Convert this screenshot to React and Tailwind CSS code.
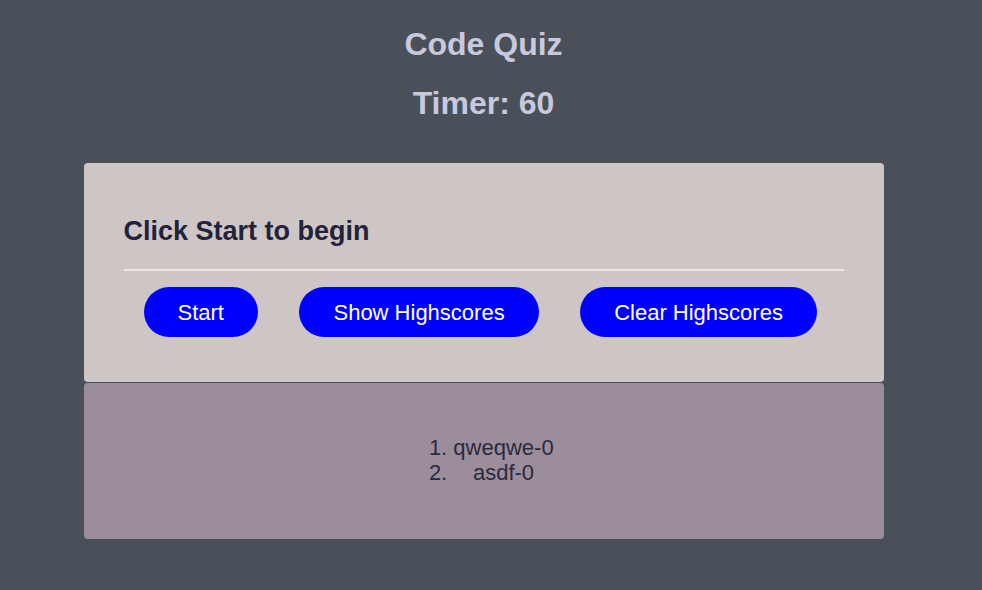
export default function App() {
    const scores = [
        { name: 'qweqwe', score: 0 },
        { name: 'asdf', score: 0 }
    ];

    return (
        <div className="min-h-[590px] w-full bg-[#4a5059] font-['Liberation_Sans',Arial,sans-serif]">
            <div className="w-[967px] pt-[26px] pb-[52px]">
                <h1 className="text-center text-[32px] leading-[37px] font-bold text-[#c9c9de]">Code Quiz</h1>
                <h2 className="mt-[22px] text-center text-[32px] leading-[37px] font-bold text-[#c9c9de]">Timer: 60</h2>

                <div className="mx-auto mt-[41px] w-[800px]">
                    <div className="rounded-[4px] bg-[#cec6c5] px-10 pt-[54px] pb-[45px]">
                        <h3 className="text-[27px] leading-[28px] font-bold text-[#22223b]">Click Start to begin</h3>
                        <div className="mt-6 h-[2px] bg-[#ebe7e7]"></div>
                        <div className="mt-4 flex">
                            <button className="ml-5 mr-[20.5px] h-[50px] rounded-full bg-[#0000ff] px-[34px] text-[22px] text-white">
                                Start
                            </button>
                            <button className="mx-[20.5px] h-[50px] rounded-full bg-[#0000ff] px-[34.5px] text-[22px] text-white">
                                Show Highscores
                            </button>
                            <button className="mx-[20.5px] h-[50px] rounded-full bg-[#0000ff] px-[34px] text-[22px] text-white">
                                Clear Highscores
                            </button>
                        </div>
                    </div>
                    <div className="mt-px rounded-[4px] bg-[#9c8d9a] pt-[52px] pb-[52px] text-center">
                        <ol className="inline-block list-decimal pl-10 text-center text-[22px] leading-[25px] text-[#2a2a40]">
                            {scores.map((s) => (
                                <li key={s.name}>{s.name}-{s.score}</li>
                            ))}
                        </ol>
                    </div>
                </div>
            </div>
        </div>
    );
}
────
_TASK DESCRIPTION_
The listing above needs to be output again exactly. Don't include the pictures.

_TASK RESULT_
Convert this screenshot to React and Tailwind CSS code.
export default function App() {
    const scores = [
        { name: 'qweqwe', score: 0 },
        { name: 'asdf', score: 0 }
    ];

    return (
        <div className="min-h-[590px] w-full bg-[#4a5059] font-['Liberation_Sans',Arial,sans-serif]">
            <div className="w-[967px] pt-[26px] pb-[52px]">
                <h1 className="text-center text-[32px] leading-[37px] font-bold text-[#c9c9de]">Code Quiz</h1>
                <h2 className="mt-[22px] text-center text-[32px] leading-[37px] font-bold text-[#c9c9de]">Timer: 60</h2>

                <div className="mx-auto mt-[41px] w-[800px]">
                    <div className="rounded-[4px] bg-[#cec6c5] px-10 pt-[54px] pb-[45px]">
                        <h3 className="text-[27px] leading-[28px] font-bold text-[#22223b]">Click Start to begin</h3>
                        <div className="mt-6 h-[2px] bg-[#ebe7e7]"></div>
                        <div className="mt-4 flex">
                            <button className="ml-5 mr-[20.5px] h-[50px] rounded-full bg-[#0000ff] px-[34px] text-[22px] text-white">
                                Start
                            </button>
                            <button className="mx-[20.5px] h-[50px] rounded-full bg-[#0000ff] px-[34.5px] text-[22px] text-white">
                                Show Highscores
                            </button>
                            <button className="mx-[20.5px] h-[50px] rounded-full bg-[#0000ff] px-[34px] text-[22px] text-white">
                                Clear Highscores
                            </button>
                        </div>
                    </div>
                    <div className="mt-px rounded-[4px] bg-[#9c8d9a] pt-[52px] pb-[52px] text-center">
                        <ol className="inline-block list-decimal pl-10 text-center text-[22px] leading-[25px] text-[#2a2a40]">
                            {scores.map((s) => (
                                <li key={s.name}>{s.name}-{s.score}</li>
                            ))}
                        </ol>
                    </div>
                </div>
            </div>
        </div>
    );
}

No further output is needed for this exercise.